The Orchestra Compared to the Brass Band
The orchestra’s brass section is one of its four main families of instruments. The brass section’s main purpose, in most of the mainstream repertoire, is to bolster the tuttis with climactic dynamics, to supply varying colours to accompaniment, and to call up musical patterns with traditional brass connotations such as fanfares and chorales. These musical materials have dominated the development of the style of trumpet playing usually called orchestral. The danger of this role is that, unless the player remains musically alert, it can encourage a monochrome and dreary style of performance.
In this mainstream repertoire the brass (horns apart) very rarely carry the leading themes and melodic lines. Strings and woodwind, being at the time of the music’s composition much more flexible and expressive than the available brass instruments, are allotted the overwhelming bulk of significant musical material. This marginal role allotted to the brass section in the most popular repertoire only begins to change in the very late nineteenth century. With the twentieth century, the demands of orchestral brass writing, scoring and performance accelerates rapidly.
Orchestral Reservations about Brass Band Style
The chief reservations of limited number of orchestral brass players centre firstly around the use of vibrato. ‘Straight’ versus ‘vibrato’ has been an issue in the past, of the Roundheads-and-Cavaliers sort, and just as silly. The orchestral player who has no command of vibrato, is out of touch and fortunately almost extinct. The trumpet player without at least two effective vibrato styles is hardly employable in a symphony orchestra today. There is now a much increased interplay between all forms of brass playing, including big-band and jazz.
Secondly, for expressive reasons brass band players do not always play in as direct a manner through their instruments as do orchestral players. This is a matter of choosing the right approach and not of inability.
When I am developing a student cornetist into a trumpeter, I do not change the player’s method, but broaden it to include trumpet styles. In this way the player begins to understand the musical purpose of different styles. Enjoyment stays at the core of his or her playing, and progress is therefore very fast. I always underline the point that if a player does not enjoy their own playing, no one else will.

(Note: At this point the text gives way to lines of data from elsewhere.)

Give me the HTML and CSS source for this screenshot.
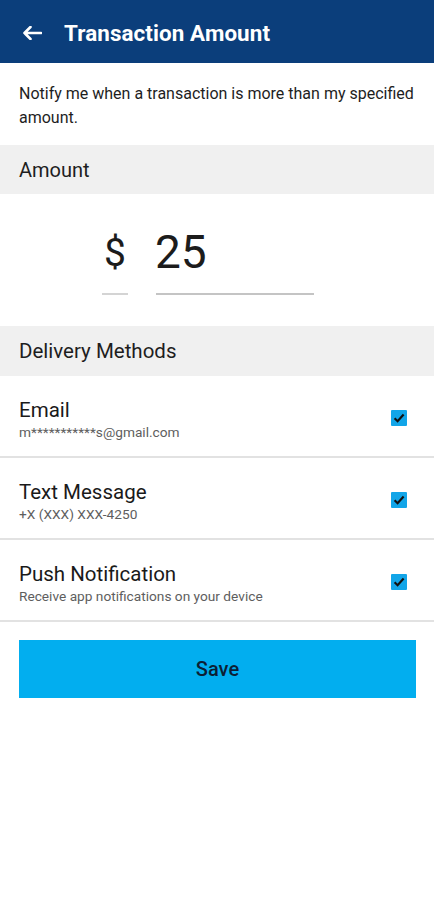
FILE: index.html
```html
<!DOCTYPE html>
<html lang="en">
<head>
<meta charset="utf-8">
<title>Transaction Amount</title>
<link rel="stylesheet" href="styles.css">
</head>
<body>
<header class="appbar">
  <svg class="back" width="20" height="14" viewBox="0 0 20 14" aria-hidden="true">
    <path d="M19 7H2.5M8.5 1L2.5 7L8.5 13" fill="none" stroke="#fff" stroke-width="2.6" stroke-linecap="round" stroke-linejoin="round"/>
  </svg>
  <h1 class="title">Transaction Amount</h1>
</header>

<p class="desc">Notify me when a transaction is more than my specified amount.</p>

<div class="section">Amount</div>

<div class="amount">
  <div class="field field-cur"><span>$</span></div>
  <div class="field field-val"><span>25</span></div>
</div>

<div class="section section-lg">Delivery Methods</div>

<ul class="methods">
  <li class="method">
    <div class="method-text">
      <div class="method-title">Email</div>
      <div class="method-sub">m***********s@gmail.com</div>
    </div>
    <span class="check"><svg width="16" height="16" viewBox="0 0 16 16"><path d="M3.6 8.2L6.6 11.2L12.6 4.6" fill="none" stroke="#111" stroke-width="2.2"/></svg></span>
  </li>
  <li class="method">
    <div class="method-text">
      <div class="method-title">Text Message</div>
      <div class="method-sub">+X (XXX) XXX-4250</div>
    </div>
    <span class="check"><svg width="16" height="16" viewBox="0 0 16 16"><path d="M3.6 8.2L6.6 11.2L12.6 4.6" fill="none" stroke="#111" stroke-width="2.2"/></svg></span>
  </li>
  <li class="method">
    <div class="method-text">
      <div class="method-title">Push Notification</div>
      <div class="method-sub">Receive app notifications on your device</div>
    </div>
    <span class="check"><svg width="16" height="16" viewBox="0 0 16 16"><path d="M3.6 8.2L6.6 11.2L12.6 4.6" fill="none" stroke="#111" stroke-width="2.2"/></svg></span>
  </li>
</ul>

<div class="actions">
  <button class="save">Save</button>
</div>
</body>
</html>
```
FILE: styles.css
```css
* { box-sizing: border-box; }
html, body { margin: 0; padding: 0; background: #fff; }
body {
  font-family: Roboto, "Liberation Sans", Arial, sans-serif;
  color: #1c1c1c;
  width: 434px;
}
.appbar {
  height: 63px;
  background: #0b3e7b;
  display: flex;
  align-items: center;
  padding-left: 22px;
  gap: 22px;
}
.back { display: block; margin-top: 2px; }
.title {
  margin: 2px 0 0;
  color: #fff;
  font-size: 22.4px;
  font-weight: 700;
  letter-spacing: 0.1px;
}
.desc {
  margin: 0;
  padding: 19px 19px 0;
  font-size: 16px;
  line-height: 24px;
  color: #1e1e1e;
  height: 82px;
}
.section {
  height: 49px;
  background: #f0f0f0;
  display: flex;
  align-items: center;
  padding-left: 19px;
  font-size: 20px;
  color: #1e1e1e;
}
.section-lg { height: 50px; font-size: 20.5px; }
.amount {
  height: 132px;
  display: flex;
  align-items: flex-start;
  padding: 36px 0 0 102px;
  gap: 28px;
}
.field {
  border-bottom: 2px solid #c4c4c4;
  height: 65px;
  display: flex;
  align-items: flex-end;
  padding-bottom: 18px;
}
.field-cur {
  width: 26px;
  justify-content: center;
  font-size: 39px;
  border-bottom-color: #d4d4d4;
}
.field-cur span { line-height: 1; padding-bottom: 2px; }
.field-val {
  width: 158px;
  font-size: 46px;
}
.field-val span { line-height: 1; margin-left: -1px; }
.methods { list-style: none; margin: 0; padding: 0; }
.method {
  height: 82px;
  border-bottom: 2px solid #e2e2e2;
  display: flex;
  align-items: flex-start;
  padding: 22px 27px 0 19px;
}
.method-text { flex: 1; }
.method-title {
  font-size: 20.5px;
  line-height: 24px;
  color: #1a1a1a;
}
.method-sub {
  font-size: 13.7px;
  line-height: 18px;
  color: #5e5e5e;
  margin-top: 1px;
}
.check {
  width: 16px;
  height: 16px;
  margin-top: 12px;
  background: #12a5e8;
  border-radius: 1px;
  display: block;
}
.check svg { display: block; }
.actions { padding: 18px 18px 0 19px; }
.save {
  display: block;
  width: 100%;
  height: 58px;
  border: none;
  border-radius: 0;
  background: #02aeef;
  color: #0c1f35;
  font-family: Roboto, "Liberation Sans", Arial, sans-serif;
  font-size: 20px;
  font-weight: 500;
}
```
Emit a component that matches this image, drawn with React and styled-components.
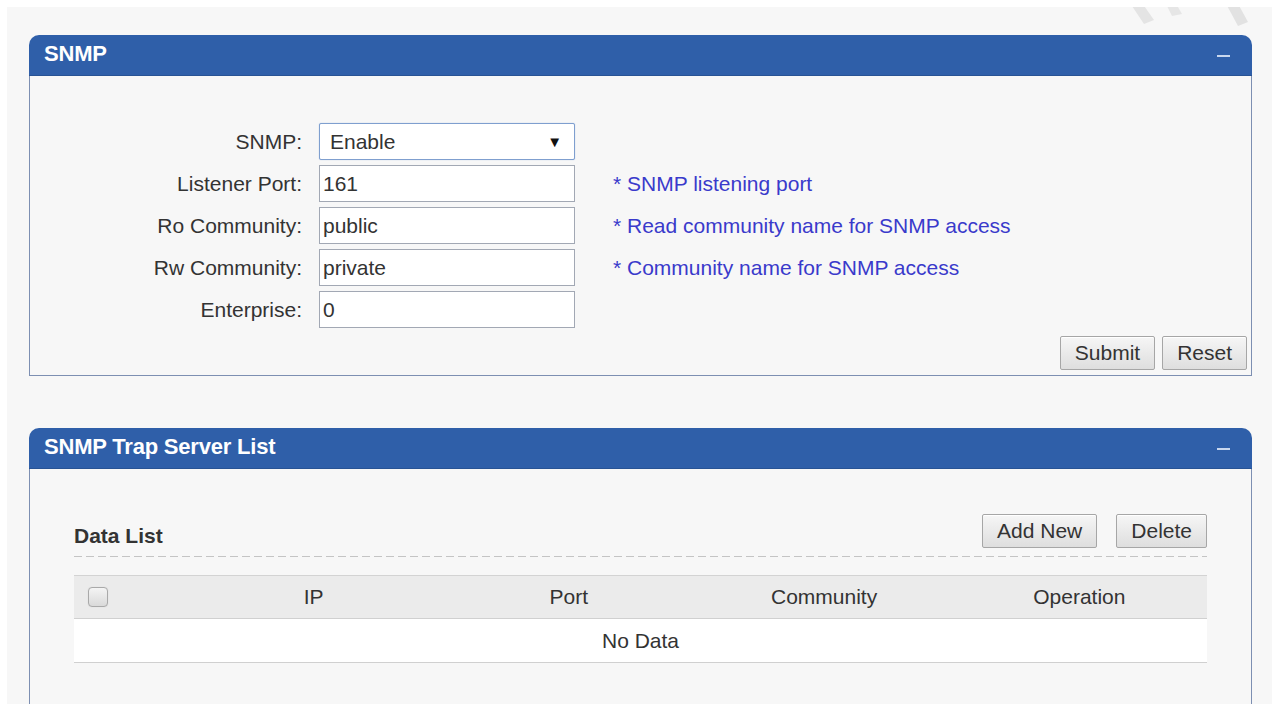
import React from "react";
import styled, { createGlobalStyle } from "styled-components";

const GlobalStyle = createGlobalStyle`
  html, body {
    margin: 0;
    padding: 0;
    background: #ffffff;
    font-family: "Liberation Sans", Arial, sans-serif;
    color: #333;
    overflow: hidden;
  }
  * { box-sizing: border-box; }
`;

const Page = styled.div`
  position: relative;
  margin: 7px 0 0 7px;
  padding: 28px 20px 0 22px;
  min-height: calc(100vh - 7px);
  background: #f7f7f7;
  overflow: hidden;
`;

const Watermark = styled.svg`
  position: absolute;
  top: -7px;
  right: 12px;
  width: 140px;
  height: 30px;
  pointer-events: none;
`;

const Panel = styled.section`
  & + & {
    margin-top: 52px;
  }
`;

const PanelHeader = styled.header`
  height: 41px;
  display: flex;
  align-items: center;
  justify-content: space-between;
  padding: 0 22px 2px 15px;
  background: #2f5fa9;
  border-radius: 10px 10px 0 0;
  border-bottom: 1px solid #285394;
  color: #fff;
  font-weight: bold;
  font-size: 22px;
  letter-spacing: -0.2px;
`;

const Collapse = styled.span`
  display: block;
  width: 13px;
  height: 2px;
  margin-top: 4px;
  background: #c9d7ee;
`;

const PanelBody = styled.div`
  border: 1px solid #7d8fb2;
  border-top: none;
  background: #f7f7f7;
  padding: ${(p) => p.$pad};
`;

const FormGrid = styled.div`
  display: grid;
  grid-template-columns: 272px 256px auto;
  grid-auto-rows: 37px;
  row-gap: 5px;
  column-gap: 17px;
  align-items: center;
  font-size: 21px;
`;

const Label = styled.label`
  text-align: right;
  color: #333;
`;

const Field = styled.div`
  height: 37px;
  display: flex;
  align-items: center;
  justify-content: space-between;
  padding: 0 ${(p) => (p.$select ? "12px" : "3px")} 0 ${(p) => (p.$select ? "10px" : "3px")};
  background: #fff;
  border: 1px solid ${(p) => (p.$select ? "#7f9fcf" : "#a2a8b4")};
  border-radius: ${(p) => (p.$select ? "2px" : "0")};
  box-shadow: ${(p) => (p.$select ? "0 0 1px #9ab6e0" : "none")};
  color: #333;
  font-size: 21px;
`;

const Arrow = styled.span`
  font-size: 15px;
  color: #111;
`;

const Hint = styled.span`
  margin-left: 21px;
  color: #3a3acb;
  font-size: 21px;
  white-space: nowrap;
`;

const ButtonRow = styled.div`
  display: flex;
  justify-content: flex-end;
  gap: 7px;
  margin-top: 8px;
  padding: 0 4px 5px 0;
`;

const Button = styled.button`
  height: 34px;
  padding: 0 14px;
  font-family: "Liberation Sans", Arial, sans-serif;
  font-size: 21px;
  color: #333;
  background: linear-gradient(#f6f6f6, #dedede);
  border: 1px solid #a6a6a6;
  border-radius: 2px;
  box-shadow: inset 0 1px 0 #fff;
  cursor: pointer;
`;

const Toolbar = styled.div`
  display: flex;
  justify-content: space-between;
  align-items: flex-end;
  padding-bottom: 8px;
`;

const Actions = styled.div`
  display: flex;
  gap: 19px;
`;

const Title = styled.h3`
  margin: 0;
  font-size: 21px;
  line-height: 24px;
  font-weight: bold;
  color: #333;
`;

const Dashed = styled.div`
  height: 1px;
  background: repeating-linear-gradient(
    to right,
    #c4c4c4 0 8px,
    transparent 8px 12px
  );
`;

const Table = styled.div`
  margin-top: 18px;
  font-size: 21px;
  color: #333;
`;

const Row = styled.div`
  display: grid;
  grid-template-columns: 112px repeat(4, 1fr);
  height: 44px;
  align-items: center;
  background: ${(p) => (p.$head ? "#ebebeb" : "#fff")};
  border-top: ${(p) => (p.$head ? "1px solid #d3d3d3" : "none")};
  border-bottom: 1px solid #d0d0d0;
`;

const Cell = styled.div`
  text-align: center;
`;

const CheckCell = styled.div`
  padding-left: 14px;
  display: flex;
  align-items: center;
`;

const Check = styled.span`
  width: 20px;
  height: 20px;
  border: 1px solid #a9a9a9;
  border-radius: 4px;
  background: linear-gradient(#f4f4f4, #d9d9d9);
  box-shadow: 0 0 1px #ccc;
`;

const EmptyRow = styled.div`
  height: 44px;
  display: flex;
  align-items: center;
  justify-content: center;
  background: #fff;
  border-bottom: 1px solid #d0d0d0;
`;

const fields = [
  { label: "Listener Port:", value: "161", hint: "* SNMP listening port" },
  { label: "Ro Community:", value: "public", hint: "* Read community name for SNMP access" },
  { label: "Rw Community:", value: "private", hint: "* Community name for SNMP access" },
  { label: "Enterprise:", value: "0" },
];

export default function App() {
  return (
    <>
      <GlobalStyle />
      <Page>
        <Watermark viewBox="0 0 140 30">
          <polygon points="8,0 20,0 34,20 24,24" fill="#e4e4e4" />
          <polygon points="44,0 54,0 62,14 52,16" fill="#e6e6e6" />
          <polygon points="104,0 116,0 128,22 118,26" fill="#e2e2e2" />
        </Watermark>

        <Panel>
          <PanelHeader>
            SNMP
            <Collapse />
          </PanelHeader>
          <PanelBody $pad="47px 0 0 0">
            <FormGrid>
              <Label>SNMP:</Label>
              <Field $select>
                Enable
                <Arrow>▼</Arrow>
              </Field>
              <span />
              {fields.map((f) => (
                <React.Fragment key={f.label}>
                  <Label>{f.label}</Label>
                  <Field>{f.value}</Field>
                  {f.hint ? <Hint>{f.hint}</Hint> : <span />}
                </React.Fragment>
              ))}
            </FormGrid>
            <ButtonRow>
              <Button>Submit</Button>
              <Button>Reset</Button>
            </ButtonRow>
          </PanelBody>
        </Panel>

        <Panel>
          <PanelHeader>
            SNMP Trap Server List
            <Collapse />
          </PanelHeader>
          <PanelBody $pad="45px 44px 60px 44px">
            <Toolbar>
              <Title>Data List</Title>
              <Actions>
                <Button>Add New</Button>
                <Button>Delete</Button>
              </Actions>
            </Toolbar>
            <Dashed />
            <Table>
              <Row $head>
                <CheckCell>
                  <Check />
                </CheckCell>
                <Cell>IP</Cell>
                <Cell>Port</Cell>
                <Cell>Community</Cell>
                <Cell>Operation</Cell>
              </Row>
              <EmptyRow>No Data</EmptyRow>
            </Table>
          </PanelBody>
        </Panel>
      </Page>
    </>
  );
}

The Specific Benefits of playing in a Brass Band
- All of the parts, except the high Eb Soprano Cornet and the Bb Repiano Cornet, are doubled. This allows the young player to play without undue strain. In particular the pitfall of excess mouthpiece pressure and extremes of tiredness can be avoided. The corner is of a smaller capacity than a trumpet and requires a little less physical effort.
- The varied styles of the music offer wide experience, much more so than the limited diet of purely conservatoire music on which trumpet players tend to develop. This ability to be stylistically flexible remains with the player throughout life.
- The basic style of traditional brass band music is flowing and melodic, which encourages musical phrasing. Technically it develops continuity and smoothness.
- Facility grows naturally as a result of the musical demands made upon the cornets to provide the equivalent of the violin line to the ensemble.
- The group nature of the cornet parts develops musical and personal co-operation. Different parts and roles require varying treatment, within the overall ensemble. Regularity of rehearsals helps the learning process and the need for consistency of attitude. The disciplines imposed by membership are valuable to young people and are well-matched by the brio with which they let their hair down after concerts and particularly contests.
- The player who undertakes the role of principle solo cornet has many opportunities to test his or her skills and nerve as a soloist. In brass banding the rivalry is intense and judgement merciless, but apart from those few players who earn goodly sums from their personally, i.e. financially, damaging in the professional sense. Therefore when a solo player is inadequate he or she is quickly replaced. Bands adopt a much more ruthless approach than orchestras, where there is understandably a much more protectionist policy. Ruthlessness is acceptable when livelihoods are not at stake, and enjoyment is the priority.
- For the player with a good high range, the Eb soprano cornet seat offers an exciting challenge. It is a position for the personality who is afraid of nothing and proud of it. The demands of the position often exceed anything found in the symphonic repertoire in the same tessitura. The degree of difficulty of these soprano parts often rivals, and sometimes exceeds, the most difficult trumpet parts of Bach.
- The frequency with which most brass bands give concerts and take part in contests is invaluable as experience in public performance. For the young player it is hard to think of any other branch of music making which gives such a quantity and quality of experience.
- Since the 1970’s there has been an increasing flood of original works for brass band by composers who are outside the popular banding tradition. The language of conservative mainstream twentieth century serious music has now come into bands, displacing much of the traditional repertoire, particularly at contests. This repertoire has pushed the style and technique of contemporary cornet playing closer to that of the trumpet.
- Contesting is an activity frequently reviled by musicians outside brass banding, including brass players. Leaving aside these superficial and snobbish opinions, the value of contesting to the young player is immense. Painstaking preparation, and exhaustive and detailed rehearsal of the kind which has long disappeared from the symphonic stage are quite routine. The process of concentration and determination leads to the once-only ultimate performance.
- The reliable delivery of one’s best work at a particular moment is a skill of the highest value to the professional. Once developed this strength of attitude and mind is rarely lost.
- The attitude engendered by brass banding is one of positive enjoyment. In bands the players are continually involved, as opposed to constantly counting bars rest in the orchestra. The range of playing is always wide and varied, while in the orchestra, hours can be spent waiting for others to rehearse low interest matters, such as the bowing of the string parts. When playing gets under way it may well be of routine background accompaniment. In the brass band the brass player is king.